Psychology of Life,  Womens Issues

Anita Goes First, May 17th, 2018

I knew that Anita was not doing well, but I had no idea how close she was to dying.  I asked my son Travis to check in on her.  He said he was passing her apartment and would call me.  We had done this before, he stopped in to her apartment and I would facetime with Anita.  The last time Anita looked okay, but she asked Travis who I was? Ugh.

Anyway, this time Anita wasn’t home and was in the hospital.  Travis went up to her room, but passed her by, but then heard “Nephew, get in here!”.  He was shocked to see her.  Within minutes he was on the phone to me, telling me that I must come down to see her.  He was desperate, made arrangements for an Uber driver to pick me up and made arrangements to bring me home.  So I did it, I went down to the hospital.

Anita looked awful.  End stage liver disease is a brutal killer that shuts down the body’s natural cleaning defenses.  From a healthy large woman with stunning blonde hair, she had shrunk to a hundred pounds and her hair had darkened to auburn.  The skin of her body had turned a rusty red color, blotchy and uneven and everywhere I touched felt rough, except her face.  I came to her bedside to show her love, to hold her and to rub her skin and legs and arms.  She was still lucid and recognized me.  Travis called while I was with her, and as we were hanging up, I said “I love you.”  Behind me I heard from Anita “I wish I had that.”  I turned around and looked at Anita and it was one of those moments that burn into your memory like a brand burns into cow hide.  I asked her “what?” and her face crumpled.  Then, we are thankfully distracted.  Anita is in vast amounts of pain, it is consuming her.  Later, her temperature gets warm, but the nurses do not worry.  Soon, she is sedated and asleep, and so I travel home.

The other side (literally) is Anita’s identical twin Anna Lee.  Anna Lee was with Anita, almost always when I visited.  She cleaned Anita up, fed her and caught me up on all that was happening.  I know that Anna Lee’s grief is overwhelming.  I can see it in the way she stands and the way she moves.  We don’t speak of it.  The two who were born together, will not die together, they must say good-bye in their own time.  I’m not sure how Anna Lee will walk through this.  I am scared for her.  I know what grief does to us (my sisters and I) and it is harsh.

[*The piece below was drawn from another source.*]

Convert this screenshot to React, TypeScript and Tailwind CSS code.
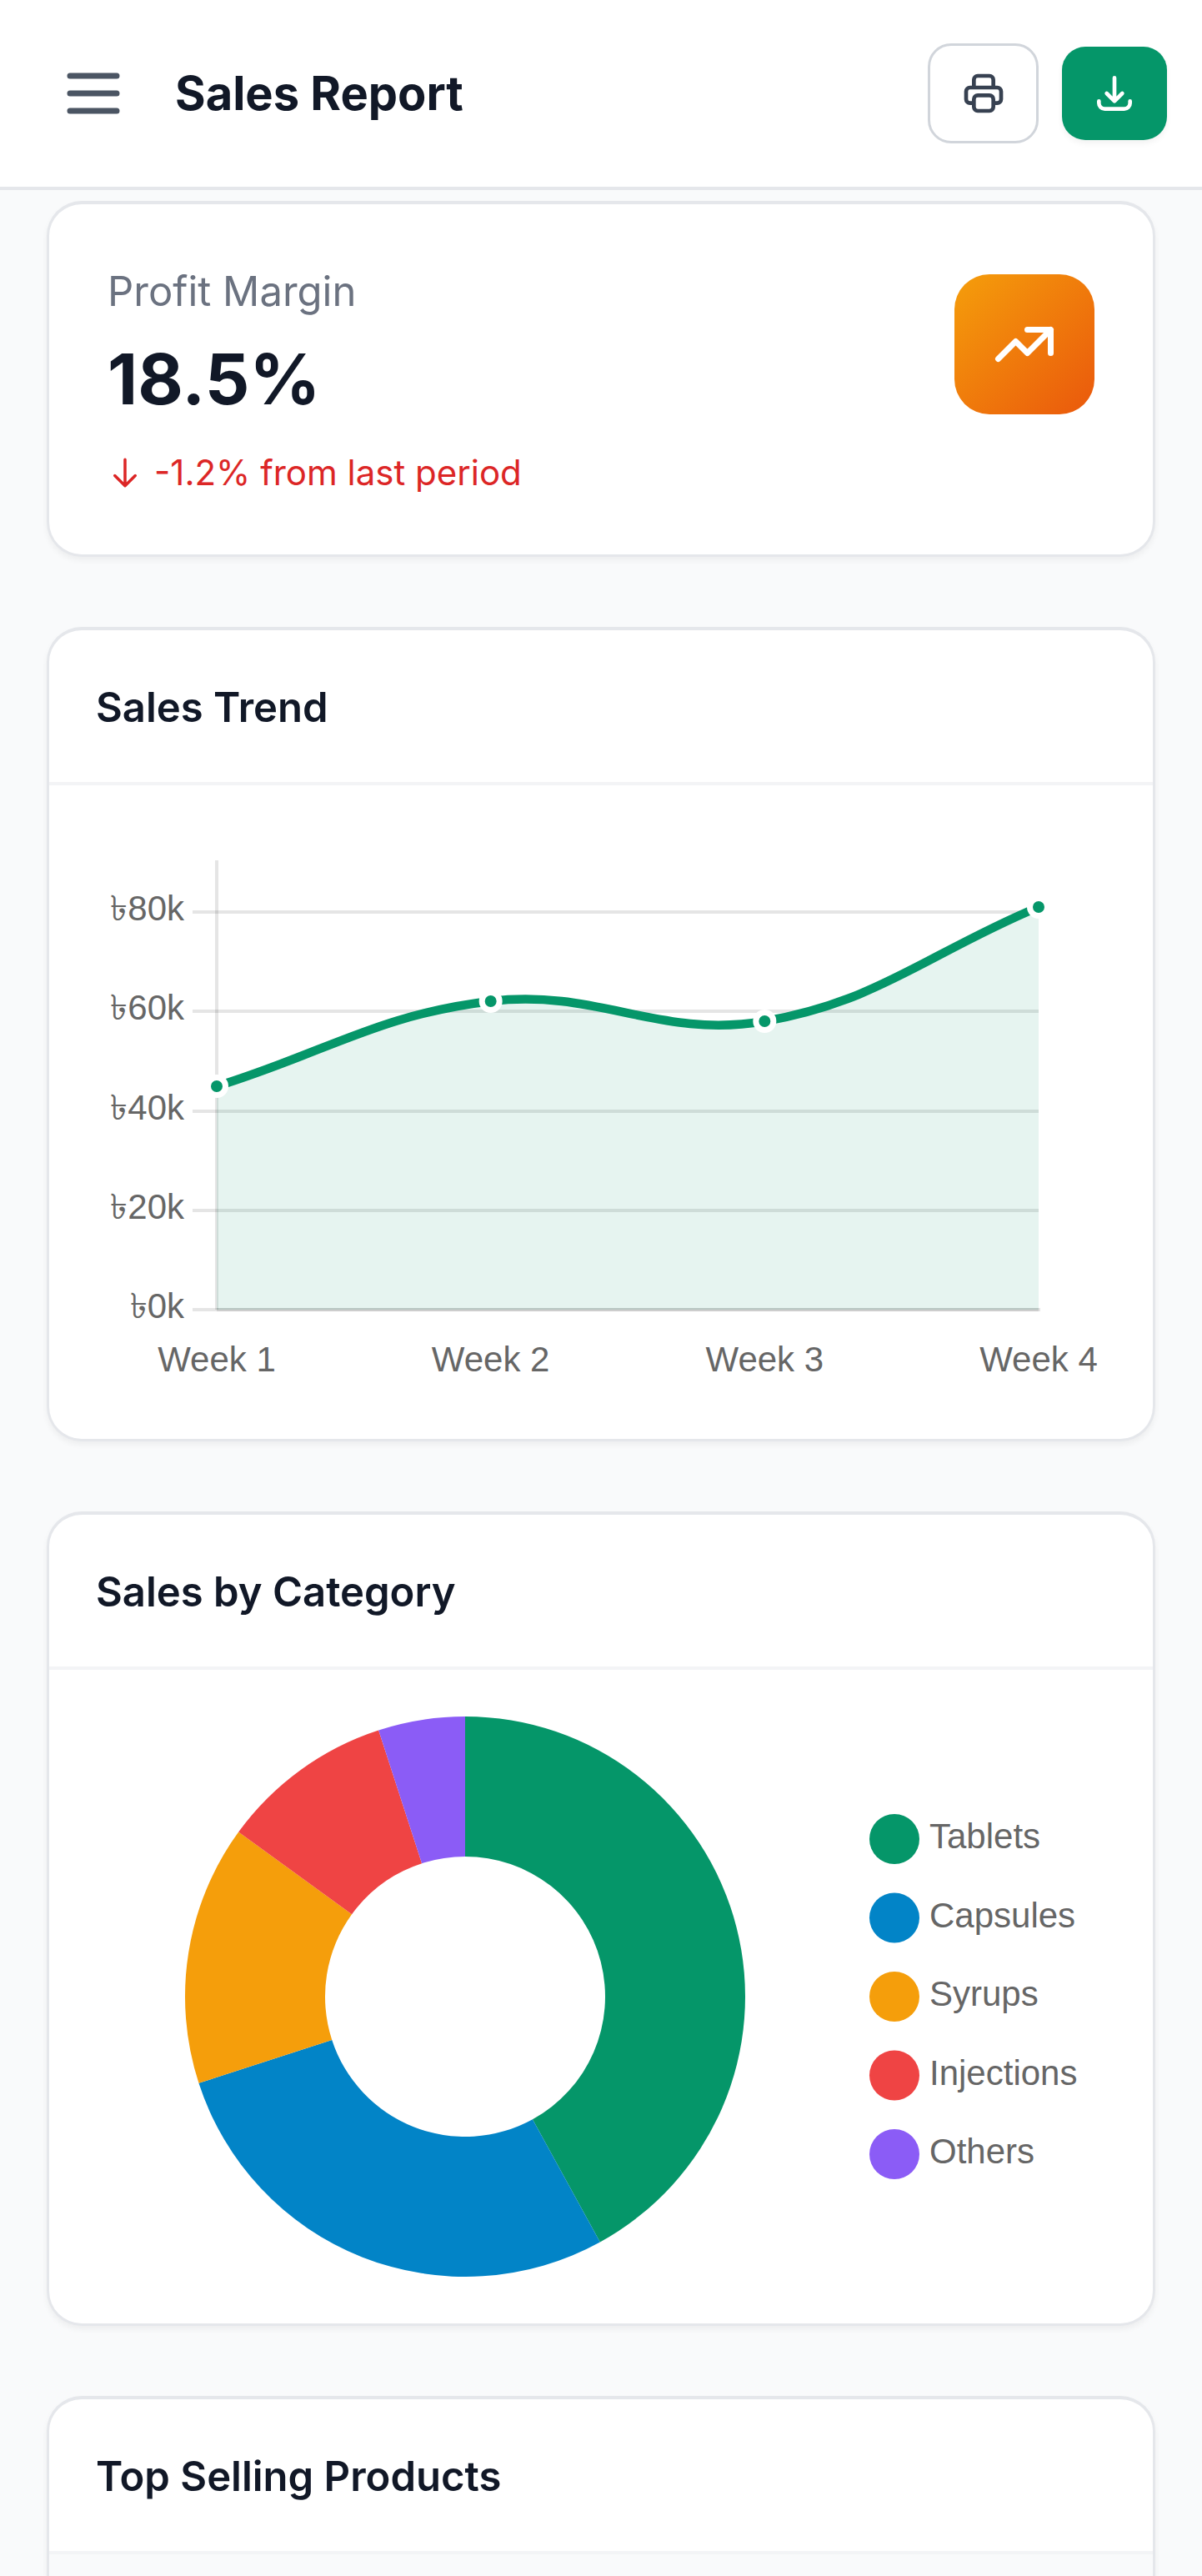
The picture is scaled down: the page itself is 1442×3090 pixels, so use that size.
import type { ReactNode } from "react"

interface Point {
  x: number
  y: number
}

const TREND = [
  { label: "Week 1", value: 45 },
  { label: "Week 2", value: 62 },
  { label: "Week 3", value: 58 },
  { label: "Week 4", value: 81 },
]

const CATEGORIES = [
  { label: "Tablets", share: 42, color: "#059669" },
  { label: "Capsules", share: 28, color: "#0284c7" },
  { label: "Syrups", share: 15, color: "#f59e0b" },
  { label: "Injections", share: 10, color: "#ef4444" },
  { label: "Others", share: 5, color: "#8b5cf6" },
]

const TICKS = [0, 20, 40, 60, 80]

// Plot area of the trend chart, in viewBox units
const PLOT = { left: 145, right: 1131, top: 34, bottom: 573 }

const toX = (index: number) => PLOT.left + (index * (PLOT.right - PLOT.left)) / (TREND.length - 1)
const toY = (value: number) => Math.round(PLOT.bottom - value * 5.96)

// Smooth cubic path through the points
function smoothPath(points: Point[], tension = 0.4) {
  const controls = points.map((p, i) => {
    const prev = points[i - 1] ?? p
    const next = points[i + 1] ?? p
    const before = Math.hypot(p.x - prev.x, p.y - prev.y)
    const after = Math.hypot(next.x - p.x, next.y - p.y)
    const a = (tension * before) / (before + after)
    const b = (tension * after) / (before + after)
    return {
      in: { x: p.x - a * (next.x - prev.x), y: p.y - a * (next.y - prev.y) },
      out: { x: p.x + b * (next.x - prev.x), y: p.y + b * (next.y - prev.y) },
    }
  })

  return points.reduce((path, p, i) => {
    if (i === 0) return `M${p.x} ${p.y}`
    const c1 = controls[i - 1].out
    const c2 = controls[i].in
    return `${path} C${c1.x} ${c1.y} ${c2.x} ${c2.y} ${p.x} ${p.y}`
  }, "")
}

function slicePath(cx: number, cy: number, outer: number, inner: number, from: number, to: number) {
  const at = (radius: number, percent: number) => {
    const angle = (percent / 100) * Math.PI * 2 - Math.PI / 2
    return `${cx + radius * Math.cos(angle)} ${cy + radius * Math.sin(angle)}`
  }
  const large = to - from > 50 ? 1 : 0
  return `M${at(outer, from)} A${outer} ${outer} 0 ${large} 1 ${at(outer, to)} L${at(inner, to)} A${inner} ${inner} 0 ${large} 0 ${at(inner, from)} Z`
}

function Icon({ d, className }: { d: string; className: string }) {
  return (
    <svg className={className} viewBox="0 0 24 24" fill="none" stroke="currentColor" aria-hidden="true">
      <path d={d} strokeWidth={2} strokeLinecap="round" strokeLinejoin="round" />
    </svg>
  )
}

function Card({ children, className = "" }: { children: ReactNode; className?: string }) {
  return (
    <section
      className={`shrink-0 overflow-hidden rounded-[42px] border-[3px] border-t-4 border-[#e5e7eb] bg-white shadow-[0_4px_7px_rgba(0,0,0,0.05)] ${className}`}
    >
      {children}
    </section>
  )
}

function CardHeader({ title }: { title: string }) {
  return (
    <div className="border-b-4 border-[#f3f4f6] px-14 pt-[58px] pb-[54px]">
      <h2 className="text-[49px] leading-[70px] font-semibold text-[#111827]">{title}</h2>
    </div>
  )
}

function TrendChart() {
  const points = TREND.map((item, i) => ({ x: toX(i), y: toY(item.value) }))
  const line = smoothPath(points)

  return (
    <svg
      className="block h-auto w-full font-['Liberation_Sans',Arial,sans-serif] text-[42px]"
      viewBox="0 0 1212 672"
      role="img"
      aria-label="Sales trend by week"
    >
      <g stroke="#000000" strokeOpacity={0.1} strokeWidth={4}>
        {TICKS.map((tick) => (
          <line key={tick} x1={116} x2={PLOT.right} y1={toY(tick)} y2={toY(tick)} />
        ))}
        <line x1={PLOT.left} x2={PLOT.left} y1={PLOT.top} y2={PLOT.bottom} />
        <line x1={PLOT.left} x2={PLOT.right + 2} y1={PLOT.bottom} y2={PLOT.bottom} />
      </g>

      <path d={`${line} L${PLOT.right} ${PLOT.bottom} L${PLOT.left} ${PLOT.bottom} Z`} fill="#059669" fillOpacity={0.1} />
      <path d={line} fill="none" stroke="#059669" strokeWidth={10.5} />
      {points.map((p, i) => (
        <circle key={TREND[i].label} cx={p.x} cy={p.y} r={10.5} fill="#059669" stroke="#ffffff" strokeWidth={7} />
      ))}

      <g fill="#666666">
        {TICKS.map((tick) => (
          <text key={tick} x={106} y={toY(tick) + 10} textAnchor="end">
            ৳{tick}k
          </text>
        ))}
        {TREND.map((item, i) => (
          <text key={item.label} x={toX(i)} y={647} textAnchor="middle">
            {item.label}
          </text>
        ))}
      </g>
    </svg>
  )
}

function CategoryChart() {
  let total = 0
  const slices = CATEGORIES.map((item) => {
    const from = total
    total += item.share
    return { ...item, from, to: total }
  })

  return (
    <svg
      className="block h-auto w-full font-['Liberation_Sans',Arial,sans-serif] text-[42px]"
      viewBox="0 0 1212 672"
      role="img"
      aria-label="Sales by category"
    >
      {slices.map((slice) => (
        <path key={slice.label} d={slicePath(443, 336, 336, 168, slice.from, slice.to)} fill={slice.color} />
      ))}
      {slices.map((slice, i) => (
        <g key={slice.label}>
          <circle cx={958} cy={147 + i * 94.5} r={30} fill={slice.color} />
          <text x={1000} y={158 + i * 94.5} fill="#666666">
            {slice.label}
          </text>
        </g>
      ))}
    </svg>
  )
}

export default function App() {
  return (
    <div className="flex h-screen flex-col overflow-hidden bg-[#f9fafb] font-['Inter',sans-serif]">
      <header className="flex h-[228px] shrink-0 items-center justify-between border-b-4 border-[#e5e7eb] bg-white px-[42px]">
        <div className="flex items-center gap-7">
          <button type="button" aria-label="Open menu" className="p-7 text-[#4b5563]">
            <Icon className="size-21" d="M4 6h16M4 12h16M4 18h16" />
          </button>
          <h1 className="text-[56px] leading-[84px] font-bold text-[#111827]">Sales Report</h1>
        </div>
        <div className="flex items-center gap-7">
          <button
            type="button"
            aria-label="Print"
            className="flex h-30 w-[133px] items-center justify-center rounded-[28px] border-[3px] border-[#d1d5db] bg-white text-[#374151]"
          >
            <Icon
              className="size-14"
              d="M17 17h2a2 2 0 002-2v-4a2 2 0 00-2-2H5a2 2 0 00-2 2v4a2 2 0 002 2h2m2 4h6a2 2 0 002-2v-4a2 2 0 00-2-2H9a2 2 0 00-2 2v4a2 2 0 002 2zm8-12V5a2 2 0 00-2-2H9a2 2 0 00-2 2v4h10z"
            />
          </button>
          <button
            type="button"
            aria-label="Export"
            className="flex h-28 w-[126px] items-center justify-center rounded-[28px] bg-[#059669] text-white shadow-[0_4px_7px_rgba(0,0,0,0.05)]"
          >
            <Icon className="size-14" d="M4 16v1a3 3 0 003 3h10a3 3 0 003-3v-1m-4-4l-4 4m0 0l-4-4m4 4V4" />
          </button>
        </div>
      </header>

      <main className="flex min-h-0 flex-1 flex-col gap-21 px-14 pt-[13px]">
        <Card className="p-[70px]">
          <div className="flex items-center justify-between">
            <div>
              <p className="text-[49px] leading-[70px] text-[#6b7280]">Profit Margin</p>
              <p className="mt-[14px] text-[84px] leading-[112px] font-bold text-[#111827]">18.5%</p>
            </div>
            <div className="flex size-42 items-center justify-center rounded-[42px] bg-[linear-gradient(to_bottom_right,#f59e0b,#ea580c)] text-white">
              <Icon className="size-21" d="M13 7h8m0 0v8m0-8l-8 8-4-4-6 6" />
            </div>
          </div>
          <p className="mt-7 flex items-center gap-[14px] text-[42px] leading-[56px] text-[#dc2626]">
            <Icon className="size-[42px]" d="M19 14l-7 7m0 0l-7-7m7 7V3" />
            <span>-1.2% from last period</span>
          </p>
        </Card>

        <Card>
          <CardHeader title="Sales Trend" />
          <div className="p-14">
            <TrendChart />
          </div>
        </Card>

        <Card>
          <CardHeader title="Sales by Category" />
          <div className="p-14">
            <CategoryChart />
          </div>
        </Card>

        <Card className="flex flex-1 flex-col rounded-b-none border-b-0">
          <CardHeader title="Top Selling Products" />
          <div className="flex-1 bg-[#f9fafb]" />
        </Card>
      </main>
    </div>
  )
}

So now is the end of possibility.  We must surrender to the doneness of it. 

Anita was severely damaged in our childhoods.  We all were, some recover and some do not.  The positive thinkers want to say that those who create success after living through the hell of a childhood like that is proof that anyone can do it.  I will disagree, and wholeheartedly so.  A hellish, nightmarish childhood will follow you throughout your life.  No one ever recovers from that, it is just a matter of degree.  In my family all of the degrees are covered, from no recovery, to as much recovery as 35 years of therapy can give you.

The damage wrought by such a childhood is insidious and as already stated, lifelong.  The damage has no boundaries and seeks to cause additional damage.  The damage wreaks havoc on the next generation and from there, can extend beyond life~long.

For Anita, there was no recovery.  Addiction swallowed her whole by the time she was sixteen years old and it was that addiction that killed her.  She walked through life unhappy, hurt and angry.  Worse, she expressed her frustration over and over again to all of those around her and ended up pushing away those who loved her.  She was unhappy, and it ended that way.  

Dear Anita; I hold your loving spirit in my arms and with me always.  Your sisters loved you terribly, you could never change that, ever.